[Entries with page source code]

::::::::::

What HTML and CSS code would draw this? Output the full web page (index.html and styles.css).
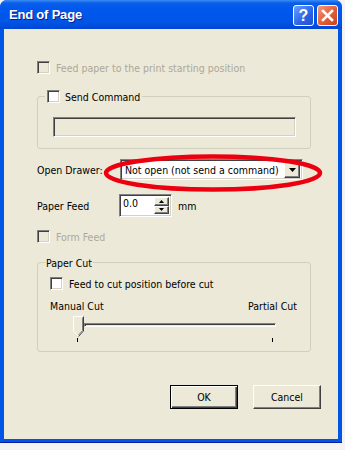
FILE: index.html
```html
<!DOCTYPE html>
<html lang="en">
<head>
    <meta charset="UTF-8">
    <title>End of Page</title>
    <link rel="stylesheet" href="styles.css">
</head>
<body>
<div class="window">
    <div class="titlebar">
        <span class="title">End of Page</span>
        <div class="tb-buttons">
            <span class="tb help">?</span>
            <span class="tb close">
                <svg width="13" height="13" viewBox="0 0 13 13"><path d="M2 2 L11 11 M11 2 L2 11" stroke="#fff" stroke-width="2.6" stroke-linecap="square"/></svg>
            </span>
        </div>
    </div>
    <div class="client">
        <!-- disabled option -->
        <div class="check-row disabled first">
            <span class="check"></span>
            <span>Feed paper to the print starting position</span>
        </div>

        <div class="group send">
            <div class="legend">
                <span class="check"></span>
                <span class="legend-text">Send Command</span>
            </div>
            <div class="edit off"></div>
        </div>

        <div class="field-row drawer">
            <span class="label">Open Drawer:</span>
            <div class="combo">
                <span class="combo-text">Not open (not send a command)</span>
                <span class="combo-btn"><svg width="7" height="4" viewBox="0 0 7 4"><path d="M0 0 H7 L3.5 4 Z" fill="#000"/></svg></span>
            </div>
        </div>

        <div class="field-row feed">
            <span class="label">Paper Feed</span>
            <div class="spin">
                <span class="spin-text">0.0</span>
                <span class="spin-btns">
                    <span class="spin-btn"><svg width="5" height="3" viewBox="0 0 5 3"><path d="M2.5 0 L5 3 H0 Z" fill="#000"/></svg></span>
                    <span class="spin-btn"><svg width="5" height="3" viewBox="0 0 5 3"><path d="M0 0 H5 L2.5 3 Z" fill="#000"/></svg></span>
                </span>
            </div>
            <span class="unit">mm</span>
        </div>

        <div class="check-row disabled formfeed">
            <span class="check"></span>
            <span>Form Feed</span>
        </div>

        <div class="group cut">
            <div class="legend">
                <span class="legend-text">Paper Cut</span>
            </div>
            <div class="check-row inner">
                <span class="check"></span>
                <span>Feed to cut position before cut</span>
            </div>
            <div class="slider-labels">
                <span>Manual Cut</span>
                <span>Partial Cut</span>
            </div>
            <div class="slider">
                <svg class="thumb" width="11" height="21" viewBox="0 0 11 21">
                    <path d="M0.5 0.5 H10.5 V15 L5.5 20.5 L0.5 15 Z" fill="#ece9d8" stroke="#fff"/>
                    <path d="M10.5 0.5 V15 L5.5 20.5" fill="none" stroke="#404040"/>
                    <path d="M9.5 1.5 V14.6 L5.5 19" fill="none" stroke="#808080"/>
                </svg>
                <div class="track"></div>
            </div>
            <div class="ticks">
                <span class="tick"></span>
                <span class="tick"></span>
            </div>
        </div>

        <div class="buttons">
            <span class="btn default">OK</span>
            <span class="btn">Cancel</span>
        </div>

        <svg class="mark" width="222" height="40" viewBox="0 0 222 40">
            <ellipse cx="111" cy="20" rx="107" ry="16.5" fill="none" stroke="#ec0010" stroke-width="4.5"/>
        </svg>
    </div>
</div>
</body>
</html>
```

FILE: styles.css
```css
* {
    margin: 0;
    padding: 0;
    box-sizing: border-box;
}

body {
    background: #f3f3f3;
    font-family: "DejaVu Sans Condensed", "Liberation Sans", sans-serif;
    font-size: 10.5px;
    color: #000;
}

.window {
    width: 342px;
    height: 443px;
    background: #0055e5;
    border-radius: 7px 7px 0 0;
    display: flex;
    flex-direction: column;
    padding: 0 4px 3px 4px;
    border-bottom: 1px solid #001ea0;
}

.titlebar {
    height: 29px;
    display: flex;
    align-items: center;
    justify-content: space-between;
    margin: 0 -4px;
    padding: 0 4px 0 9px;
    border-radius: 7px 7px 0 0;
    background: linear-gradient(#3b8cf5 0px, #0a5fe8 3px, #0058ee 8px, #0055e5 22px, #0046d4 29px);
}

.title {
    color: #fff;
    font-family: "Liberation Sans", sans-serif;
    font-weight: bold;
    font-size: 13px;
    text-shadow: 1px 1px 0 #0a1d8c;
    letter-spacing: -0.2px;
}

.tb-buttons {
    display: flex;
    gap: 3px;
    margin-top: 2px;
}

.tb {
    width: 21px;
    height: 21px;
    border: 1px solid #fff;
    border-radius: 3px;
    display: flex;
    align-items: center;
    justify-content: center;
}

.help {
    background: linear-gradient(135deg, #6aa0ff, #2a63e6 60%, #2050d0);
    color: #fff;
    font-family: "Liberation Sans", sans-serif;
    font-weight: bold;
    font-size: 16px;
}

.close {
    background: linear-gradient(135deg, #f49a7c, #e35c36 55%, #c8431e);
}

.client {
    flex: 1;
    background: #ece9d8;
    position: relative;
    display: flex;
    flex-direction: column;
    padding-left: 33px;
}

.check {
    width: 13px;
    height: 13px;
    background: #fff;
    border-top: 1px solid #808080;
    border-left: 1px solid #808080;
    border-right: 1px solid #fff;
    border-bottom: 1px solid #fff;
    box-shadow: inset 1px 1px 0 #404040, inset -1px -1px 0 #d4d0c8;
    flex: none;
}

.check-row {
    display: flex;
    align-items: center;
    gap: 6px;
    height: 13px;
}

.disabled {
    color: #aca899;
}

.disabled .check {
    background: #ece9d8;
}

.first {
    margin-top: 32px;
}

.group {
    position: relative;
    border: 1px solid #d0d0bf;
    border-radius: 3px;
    width: 274px;
}

.legend {
    position: absolute;
    top: -7px;
    left: 7px;
    background: #ece9d8;
    padding: 0 2px;
    display: flex;
    align-items: center;
    gap: 5px;
    height: 13px;
}

.send {
    margin-top: 22px;
    height: 53px;
    padding: 20px 0 0 15px;
}

.edit {
    width: 243px;
    height: 20px;
    border-top: 1px solid #808080;
    border-left: 1px solid #808080;
    border-right: 1px solid #fff;
    border-bottom: 1px solid #fff;
    box-shadow: inset 1px 1px 0 #404040, inset -1px -1px 0 #d4d0c8;
}

.edit.off {
    background: #ece9d8;
}

.field-row {
    display: flex;
    align-items: center;
}

.label {
    width: 83px;
}

.drawer {
    margin-top: 10px;
    height: 21px;
}

.combo {
    width: 183px;
    height: 21px;
    background: #fff;
    display: flex;
    align-items: center;
    justify-content: space-between;
    border-top: 1px solid #808080;
    border-left: 1px solid #808080;
    border-right: 1px solid #fff;
    border-bottom: 1px solid #fff;
    box-shadow: inset 1px 1px 0 #404040, inset -1px -1px 0 #d4d0c8;
    padding: 2px 2px 2px 4px;
}

.combo-btn,
.spin-btn {
    background: #ece9d8;
    display: flex;
    align-items: center;
    justify-content: center;
    border-top: 1px solid #fff;
    border-left: 1px solid #fff;
    border-right: 1px solid #404040;
    border-bottom: 1px solid #404040;
    box-shadow: inset -1px -1px 0 #808080;
}

.combo-btn {
    width: 16px;
    height: 17px;
}

.feed {
    margin-top: 14px;
    height: 23px;
}

.label + .spin {
    margin-left: -1px;
}

.spin {
    display: flex;
    height: 23px;
    width: 53px;
    background: #fff;
    border-top: 1px solid #808080;
    border-left: 1px solid #808080;
    border-right: 1px solid #fff;
    border-bottom: 1px solid #fff;
    box-shadow: inset 1px 1px 0 #404040, inset -1px -1px 0 #d4d0c8;
    padding: 2px 2px 2px 3px;
}

.spin-text {
    flex: 1;
    line-height: 12px;
}

.spin-btns {
    display: flex;
    flex-direction: column;
    width: 15px;
}

.spin-btn {
    flex: 1;
}

.unit {
    margin-left: 6px;
}

.formfeed {
    margin-top: 13px;
}

.cut {
    margin-top: 19px;
    height: 90px;
    padding: 14px 0 0 12px;
}

.cut .legend {
    padding: 0 1px;
}

.slider-labels {
    display: flex;
    justify-content: space-between;
    width: 247px;
    margin-top: 10px;
    height: 12px;
}

.slider {
    display: flex;
    align-items: center;
    margin: 4px 0 0 23px;
    width: 203px;
}

.thumb {
    flex: none;
}

.track {
    flex: 1;
    height: 4px;
    border-top: 1px solid #808080;
    border-left: 1px solid #808080;
    border-bottom: 1px solid #fff;
    border-right: 1px solid #fff;
    box-shadow: inset 1px 1px 0 #404040;
    margin-bottom: 4px;
}

.ticks {
    display: flex;
    justify-content: space-between;
    width: 196px;
    margin: 1px 0 0 27px;
}

.tick {
    width: 1px;
    height: 4px;
    background: #000;
}

.buttons {
    display: flex;
    justify-content: flex-end;
    gap: 15px;
    margin: 33px 17px 0 0;
}

.btn {
    width: 68px;
    height: 24px;
    display: flex;
    align-items: center;
    justify-content: center;
    background: #ece9d8;
    border-top: 1px solid #fff;
    border-left: 1px solid #fff;
    border-right: 1px solid #404040;
    border-bottom: 1px solid #404040;
    box-shadow: inset -1px -1px 0 #808080;
}

.btn.default {
    border: 1px solid #000;
    box-shadow: inset 1px 1px 0 #fff, inset -1px -1px 0 #404040, inset -2px -2px 0 #808080;
}

.mark {
    position: absolute;
    left: 98px;
    top: 124px;
}
```
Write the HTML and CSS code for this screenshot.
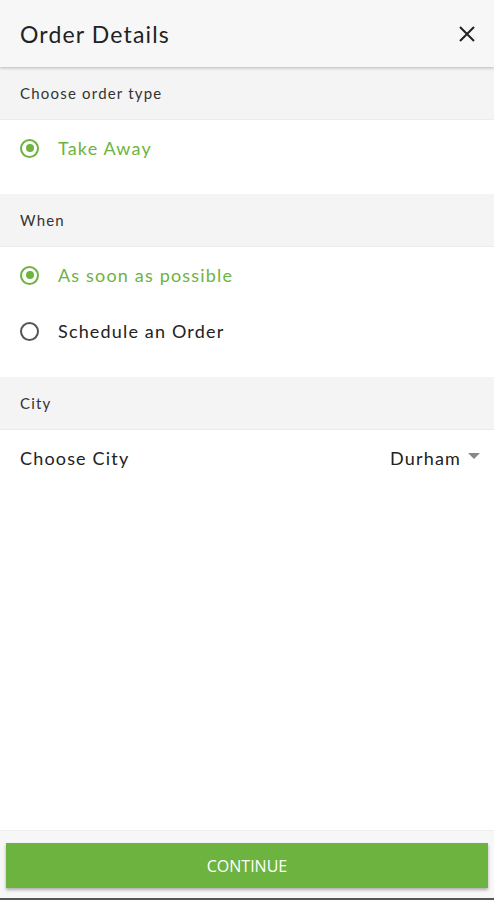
FILE: index.html
```html
<!DOCTYPE html>
<html lang="en">
<head>
  <meta charset="UTF-8" />
  <meta name="viewport" content="width=device-width, initial-scale=1.0"/>
  <title>Order Details</title>
  <link rel="stylesheet" href="styles.css">
</head>
<body>
  <div class="screen">
    <header class="topbar">
      <h1>Order Details</h1>
      <span class="close">
        <svg width="18" height="18" viewBox="0 0 18 18">
          <path d="M2 2L16 16M16 2L2 16" stroke="#222" stroke-width="2" fill="none"/>
        </svg>
      </span>
    </header>

    <div class="section-head">Choose order type</div>
    <div class="section-body">
      <div class="option selected">
        <span class="radio"></span>
        <span>Take Away</span>
      </div>
    </div>

    <div class="section-head">When</div>
    <div class="section-body">
      <div class="option selected">
        <span class="radio"></span>
        <span>As soon as possible</span>
      </div>
      <div class="option">
        <span class="radio"></span>
        <span>Schedule an Order</span>
      </div>
    </div>

    <div class="section-head">City</div>
    <div class="city-row">
      <span>Choose City</span>
      <span class="city-value">Durham <span class="caret"></span></span>
    </div>

    <div class="spacer"></div>

    <footer class="bottombar">
      <button class="continue">CONTINUE</button>
    </footer>
  </div>
</body>
</html>
```

FILE: styles.css
```css
body {
  margin: 0;
  font-family: Lato, "Open Sans", sans-serif;
  color: #222;
  background: #fff;
}

.screen {
  height: 900px;
  display: flex;
  flex-direction: column;
  border-bottom: 2px solid #555;
  box-sizing: border-box;
}

.topbar {
  height: 67px;
  flex-shrink: 0;
  display: flex;
  align-items: center;
  justify-content: space-between;
  padding: 0 18px 0 20px;
  background: #f7f7f7;
  box-shadow: 0 1px 3px rgba(0, 0, 0, 0.25);
  position: relative;
  z-index: 1;
}

.topbar h1 {
  margin: 0;
  font-size: 23px;
  font-weight: 400;
  letter-spacing: 0.05em;
  color: #222;
}

.close {
  display: flex;
}

.section-head {
  height: 52px;
  flex-shrink: 0;
  display: flex;
  align-items: center;
  padding: 0 20px;
  background: #f4f4f4;
  font-size: 15px;
  letter-spacing: 0.08em;
  color: #333;
  border-bottom: 1px solid #ececec;
}

.section-body {
  padding: 0 20px 18px;
}

.option {
  height: 56px;
  display: flex;
  align-items: center;
  gap: 19px;
  font-size: 18px;
  letter-spacing: 0.065em;
  color: #222;
}

.radio {
  width: 15px;
  height: 15px;
  border: 2px solid #555;
  border-radius: 50%;
  position: relative;
  flex-shrink: 0;
}

.option.selected {
  color: #6db33f;
}

.option.selected .radio {
  border-color: #6db33f;
}

.option.selected .radio::after {
  content: "";
  position: absolute;
  left: 3.5px;
  top: 3.5px;
  width: 8px;
  height: 8px;
  border-radius: 50%;
  background: #6db33f;
}

.city-row {
  height: 56px;
  display: flex;
  align-items: center;
  justify-content: space-between;
  padding: 0 14px 0 20px;
  font-size: 18px;
  letter-spacing: 0.065em;
}

.city-value {
  display: flex;
  align-items: center;
  gap: 7px;
}

.caret {
  width: 0;
  height: 0;
  border-left: 6px solid transparent;
  border-right: 6px solid transparent;
  border-top: 6px solid #888;
  margin-top: -4px;
}

.spacer {
  flex: 1;
}

.bottombar {
  background: #f7f7f7;
  border-top: 1px solid #eee;
  padding: 12px 6px 10px;
}

.continue {
  width: 100%;
  height: 45px;
  border: none;
  background: #6db33f;
  color: #fff;
  font-family: "Open Sans", sans-serif;
  font-size: 16px;
  box-shadow: 0 2px 3px rgba(0, 0, 0, 0.3);
  cursor: pointer;
}
```
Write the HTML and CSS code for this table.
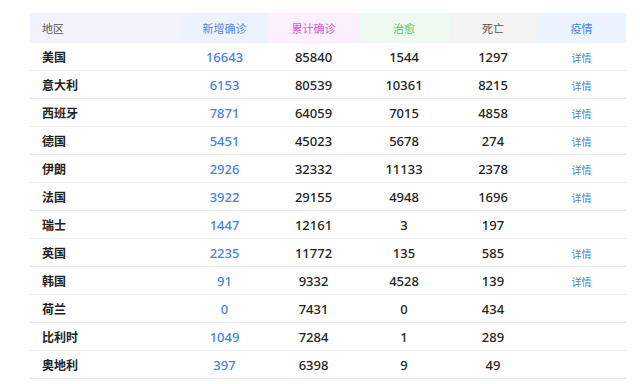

::::::::::

SET EXERCISE:
Report every line in the data above in which the word "index" appears.

COMPLETED TASK:
What HTML and CSS code would draw this? Output the full web page (index.html and styles.css).
FILE: index.html
FILE: index.html
  z-index: 1;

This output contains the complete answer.